On Tuesday 24 September, the highest court in Europe decided in a landmark ruling that in response to a request for the right to be forgotten, Google needs only to remove references to online material from its search results in Europe, not worldwide.
This clarifies the law in respect of the territorial reach of the right to be forgotten. It will be of great significance to claimants who are considering making such a request in order to have links to irrelevant, outdated, no longer relevant or excessive personal information removed from all versions of the search engine.
In this case, Google had been fined €100,000 by France’s privacy regulator, CNIL, for refusing to comply with a global delisting request.

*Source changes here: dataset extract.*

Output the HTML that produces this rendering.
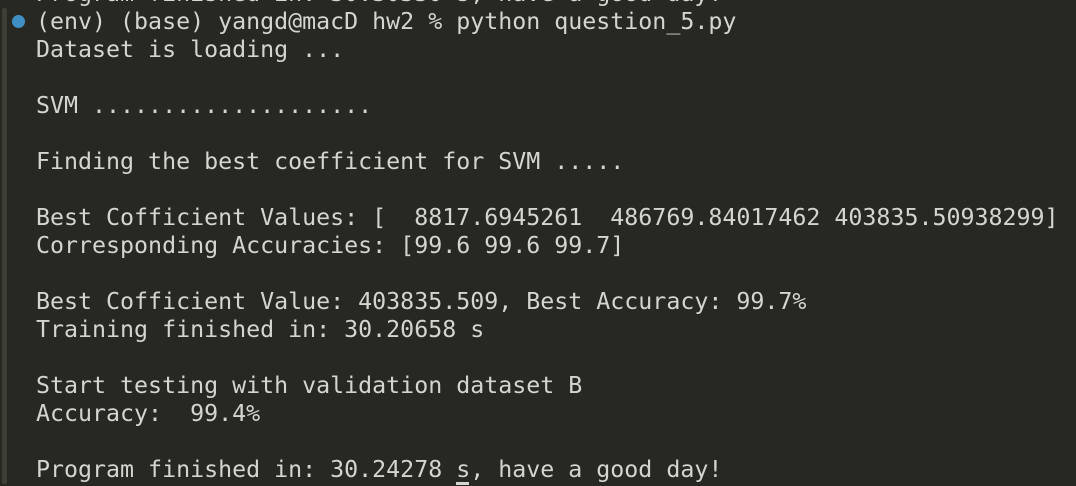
<!DOCTYPE html>
<html><head><style>
html,body{margin:0;padding:0;background:#272822;width:1076px;height:486px;overflow:hidden}
.bar{position:absolute;left:2px;top:8px;width:5px;height:476px;background:#3d3e36;border-radius:2px}
.dot{position:absolute;left:12px;top:15px;width:13px;height:13px;border-radius:50%;background:#3f8fc5}
pre{position:absolute;left:36px;top:-20px;margin:0;font-family:"DejaVu Sans Mono","Liberation Mono",monospace;font-size:23.28px;line-height:28px;color:#d4d4d0;white-space:pre}
.cur{position:absolute;left:456px;top:482px;width:13px;height:3px;background:#d4d4d0}
</style></head><body>
<div class="bar"></div><div class="dot"></div>
<pre>Program finished in: 30.30330 s, have a good day!
(env) (base) yangd@macD hw2 % python question_5.py
Dataset is loading ...

SVM ....................

Finding the best coefficient for SVM .....

Best Cofficient Values: [  8817.6945261  486769.84017462 403835.50938299]
Corresponding Accuracies: [99.6 99.6 99.7]

Best Cofficient Value: 403835.509, Best Accuracy: 99.7%
Training finished in: 30.20658 s

Start testing with validation dataset B
Accuracy:  99.4%

Program finished in: 30.24278 s, have a good day!</pre>
<div class="cur"></div>
</body></html>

Google challenged the ruling, resisting the obligation to remove the links globally rather than only in Europe where the search results had been delisted following the implementation of geoblocking technology. The point was referred to the ECJ for its guidance.

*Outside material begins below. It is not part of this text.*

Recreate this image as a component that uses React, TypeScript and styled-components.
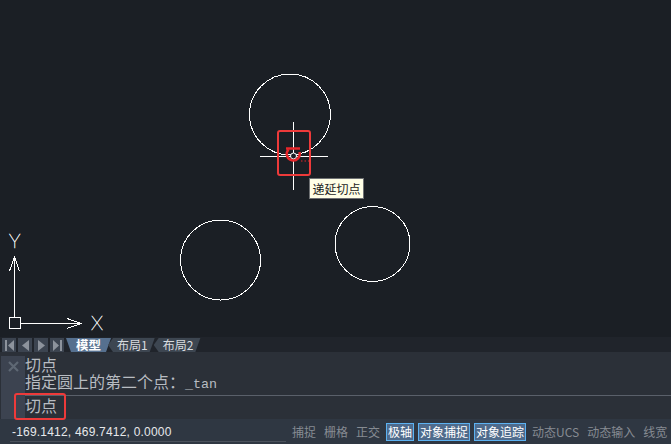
import React, { FC } from 'react';
import styled, { createGlobalStyle } from 'styled-components';

const CJK = `'Noto Sans CJK SC', 'Liberation Sans', sans-serif`;

const GlobalStyle = createGlobalStyle`
  html, body {
    margin: 0;
    padding: 0;
    background: #1b1f25;
  }
`;

const Window = styled.div`
  position: relative;
  width: 671px;
  height: 444px;
  display: flex;
  flex-direction: column;
  overflow: hidden;
  font-family: ${CJK};
  background: #1b1f25;
`;

const Canvas = styled.div`
  position: relative;
  height: 337px;
  flex: none;
  background: #1b1f25;

  > svg {
    display: block;
  }
`;

const Tooltip = styled.div`
  position: absolute;
  left: 309px;
  top: 178px;
  width: 55px;
  height: 21px;
  box-sizing: border-box;
  border: 1px solid #6f7174;
  background: #ffffe6;
  color: #1c1c1c;
  font-size: 12px;
  line-height: 19px;
  text-align: center;
  white-space: nowrap;
`;

const Callout = styled.div<{ $left: number; $top: number; $w: number; $h: number }>`
  position: absolute;
  left: ${(p) => p.$left}px;
  top: ${(p) => p.$top}px;
  width: ${(p) => p.$w}px;
  height: ${(p) => p.$h}px;
  box-sizing: border-box;
  border: 2px solid #ee3a3a;
  border-radius: 3px;
  pointer-events: none;
`;

const TabBar = styled.div`
  height: 15px;
  flex: none;
  display: flex;
  align-items: stretch;
  padding: 1px 0 0 2px;
  box-sizing: border-box;
  background: #20242b;
`;

const NavGroup = styled.div`
  display: flex;
  gap: 2px;
  margin-right: 2px;
`;

const NavButton = styled.div`
  width: 14px;
  display: flex;
  align-items: center;
  justify-content: center;
  background: #3c4450;
`;

const Tab = styled.div<{ $active?: boolean }>`
  height: 14px;
  padding: 0 10px;
  display: flex;
  align-items: center;
  font-size: 12.5px;
  line-height: 14px;
  font-weight: ${(p) => (p.$active ? 700 : 400)};
  color: ${(p) => (p.$active ? '#ffffff' : '#d8dbdf')};
  background: ${(p) => (p.$active ? '#56708f' : '#3d4651')};
  clip-path: polygon(0 0, 100% 0, calc(100% - 5px) 100%, 5px 100%);
`;

const SheetTab = styled(Tab)`
  margin-left: -3px;
  padding: 0 9px;
  font-size: 12px;
  clip-path: polygon(5px 0, calc(100% - 2px) 0, calc(100% - 7px) 100%, 5px 100%, 0 50%);
`;

const CommandPanel = styled.div`
  height: 67px;
  flex: none;
  display: flex;
  padding: 4px 0 0 1px;
  box-sizing: border-box;
  background: #2b3038;
`;

const CloseStrip = styled.div`
  width: 24px;
  flex: none;
  display: flex;
  justify-content: center;
  padding-top: 5px;
  box-sizing: border-box;
  background: #3c4350;
`;

const CommandBody = styled.div`
  flex: 1;
  display: flex;
  flex-direction: column;
  color: #b8bcc2;
  font-size: 16px;
`;

const History = styled.div`
  height: 40px;
  flex: none;
  box-sizing: border-box;
  line-height: 17px;
  border-bottom: 1px solid #5a606a;
`;

const HistoryLine = styled.div`
  white-space: nowrap;
`;

const Mono = styled.span`
  font-family: 'Liberation Mono', monospace;
  font-size: 13.33px;
`;

const InputLine = styled.div`
  line-height: 18px;
`;

const StatusBar = styled.div`
  height: 25px;
  flex: none;
  display: flex;
  align-items: center;
  background: #2f3742;
  font-size: 12px;
`;

const Coordinates = styled.div`
  width: 288px;
  height: 22px;
  flex: none;
  box-sizing: border-box;
  margin-top: 1px;
  padding-left: 12px;
  line-height: 23px;
  letter-spacing: 0.2px;
  font-family: 'Liberation Sans', sans-serif;
  color: #e6e8ea;
  white-space: nowrap;
`;

const CoordinatesRule = styled.div`
  position: absolute;
  left: 10px;
  bottom: 2px;
  width: 276px;
  height: 1px;
  background: #4b525c;
`;

const Toggle = styled.div<{ $on?: boolean }>`
  height: 18px;
  flex: none;
  box-sizing: border-box;
  padding: 0 ${(p) => (p.$on ? 1 : 0)}px;
  margin: 0 ${(p) => (p.$on ? 2 : 4)}px;
  line-height: ${(p) => (p.$on ? 16 : 18)}px;
  white-space: nowrap;
  color: ${(p) => (p.$on ? '#ffffff' : '#868b92')};
  background: ${(p) => (p.$on ? '#4f6b8c' : 'transparent')};
  border: ${(p) => (p.$on ? '1px solid #5cb2f2' : 'none')};
`;

const NavIcon: FC<{ d: string; bar?: number }> = ({ d, bar }) => (
  <svg width="9" height="11" viewBox="0 0 9 11">
    <path d={d} fill="#8d939c" />
    {bar !== undefined && <rect x={bar} y="0" width="2" height="11" fill="#8d939c" />}
  </svg>
);

const Drawing: FC = () => (
  <svg width="671" height="337" viewBox="0 0 671 337">
    <g fill="none" stroke="#ffffff" strokeWidth="1" shapeRendering="crispEdges">
      <circle cx="290" cy="114.5" r="40.5" />
      <circle cx="220.5" cy="260" r="40" />
      <circle cx="372.5" cy="244" r="37.5" />
      {/* crosshair */}
      <path d="M260 156.5H328M293.5 122V190" />
      {/* ucs */}
      <rect x="9.5" y="317.5" width="11" height="11" />
      <path d="M14.5 317V258M9.5 271L14.5 257L19.5 271" />
      <path d="M21 323.5H81M67 318.5L81 323.5L67 328.5" />
    </g>
    {/* tangent marker */}
    <circle cx="293.5" cy="156" r="3" fill="#1b1f25" stroke="#ffffff" strokeWidth="1" />
    <g fill="none" stroke="#e8262a" strokeWidth="2.5">
      <path d="M286 148.5H300" />
      <path d="M288.5 149.5A6.5 6.5 0 1 0 299.5 152" />
    </g>
    <path d="M301 161h1.5M304.5 161h1.5M308 161h1.5" stroke="#e8262a" strokeWidth="1" />
    <text x="9" y="248" fontFamily="Lato, sans-serif" fontSize="20" fill="#ffffff" stroke="#ffffff" strokeWidth="0.5" fontWeight="100">
      Y
    </text>
    <text x="91" y="330" fontFamily="Lato, sans-serif" fontSize="20" fill="#ffffff" stroke="#ffffff" strokeWidth="0.5" fontWeight="100">
      X
    </text>
  </svg>
);

const App: FC = () => (
  <Window>
    <GlobalStyle />
    <Canvas>
      <Drawing />
      <Tooltip>递延切点</Tooltip>
    </Canvas>
    <TabBar>
      <NavGroup>
        <NavButton>
          <NavIcon d="M9 0V11L3 5.5Z" bar={0} />
        </NavButton>
        <NavButton>
          <NavIcon d="M8 0V11L1 5.5Z" />
        </NavButton>
        <NavButton>
          <NavIcon d="M1 0V11L8 5.5Z" />
        </NavButton>
        <NavButton>
          <NavIcon d="M0 0V11L6 5.5Z" bar={7} />
        </NavButton>
      </NavGroup>
      <Tab $active>模型</Tab>
      <SheetTab>布局1</SheetTab>
      <SheetTab>布局2</SheetTab>
    </TabBar>
    <CommandPanel>
      <CloseStrip>
        <svg width="11" height="11" viewBox="0 0 11 11">
          <path d="M1 1L10 10M10 1L1 10" stroke="#5f6874" strokeWidth="2.2" />
        </svg>
      </CloseStrip>
      <CommandBody>
        <History>
          <HistoryLine>切点</HistoryLine>
          <HistoryLine>
            指定圆上的第二个点：<Mono>_tan</Mono>
          </HistoryLine>
        </History>
        <InputLine>切点</InputLine>
      </CommandBody>
    </CommandPanel>
    <StatusBar>
      <Coordinates>-169.1412, 469.7412, 0.0000</Coordinates>
      <CoordinatesRule />
      <Toggle>捕捉</Toggle>
      <Toggle>栅格</Toggle>
      <Toggle>正交</Toggle>
      <Toggle $on>极轴</Toggle>
      <Toggle $on>对象捕捉</Toggle>
      <Toggle $on>对象追踪</Toggle>
      <Toggle>动态UCS</Toggle>
      <Toggle>动态输入</Toggle>
      <Toggle>线宽</Toggle>
    </StatusBar>
    <Callout $left={277} $top={130} $w={34} $h={46} />
    <Callout $left={14} $top={393} $w={52} $h={27} />
  </Window>
);

export default App;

The ECJ’s decision that Google is only obliged to delist from the European versions of its search engine means that if a request is made and complied with by Google, it will remove the relevant results from its European sites as well as from Google.com if the user’s IP address is located in Europe. What it will not do is delist its results from its search engine globally.
The decision is significant, and it emphasises the conflict between the right to privacy and freedom of expression. It will be of concern to claimants seeking the right to be forgotten to be applied on a global level not only because any agreement and/or order to delist will not extend to versions of Google’s search engine accessed from outside of Europe but importantly as a result of its non-global application, the information will remain visible to users within Europe who access a version of Google’s search engine by using a VPN to hide their location.